Japanese director Yojiro Takita's gentle drama "of decidedly measured pace" and "predictable plot" (said The Globe's two-star review) surprised many last February by winning the Oscar for best foreign-language film, beating out such estimable contenders as The Class and Waltz with Bashir. A cellist (Masahiro Motoki) whose job in Tokyo has vanished returns to his home town. His new job, preparing corpses for funerals, suits him, but the stigma is such that he won't even tell his wife what he does. 4 Film Favorites: Urban Action Collection (1974-75)

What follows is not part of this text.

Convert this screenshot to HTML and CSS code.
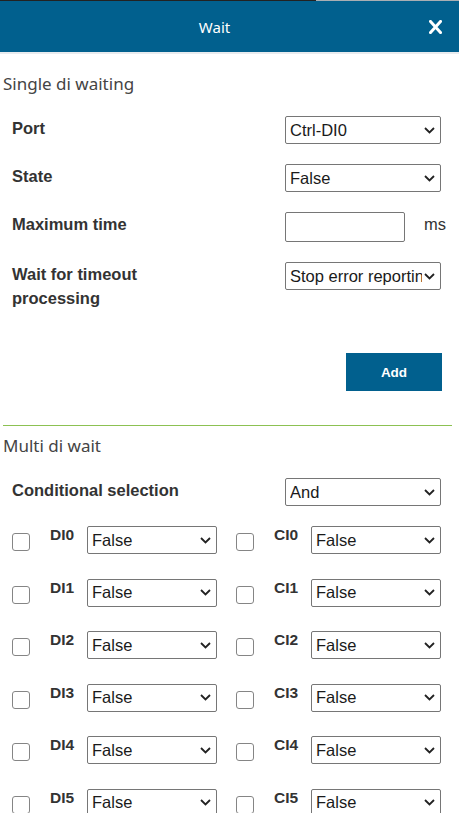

The "blaxploitation" films of the 1970s had the virtue of reflecting black faces to black audiences and the vice of painting everyone as a pimp, a hooker or a gangster. The model is spoofed in Black Dynamite, a new film being released on Feb. 16. Meanwhile, here's a set of four lesser examples of the genre. Martial-arts champion Jim Kelly stars in three of them: Black Belt Samson, Hot Potato and Three the Hard Way (with Jim Brown and Fred Williamson). The fourth is Black Samson. Mob bosses loom large.

BLU-RAY

The Hurt Locker (2009)

Producer-director Kathryn Bigelow had to finance this film outside the Hollywood system. The advantage, she says in a commentary, is that Hollywood wouldn't have let her shoot the movie in the Middle East. Much was filmed in Jordan, the rest in Vancouver. Actor David Morse rightly says this gripping drama about bomb-disposal experts in Iraq captures the sense of a world that "doesn't care who anybody is - anybody can go at any time - and at the same time there's a real surreal quality to it."

Moon (2009)

The notion of humans isolated in space is familiar from 2001: A Space Odyssey and Silent Running, but writer-director Duncan Jones (David Bowie's son) puts an intriguing twist on it. The twist is too good to give away here, but suffice to say that lonely Sam Bell (Sam Rockwell) is working at a moon base with his sole companion, a robot named Gerty (voice of Kevin Spacey). Then something happens. In the bonus features, Rockwell explains the tricky way he had to act after that point.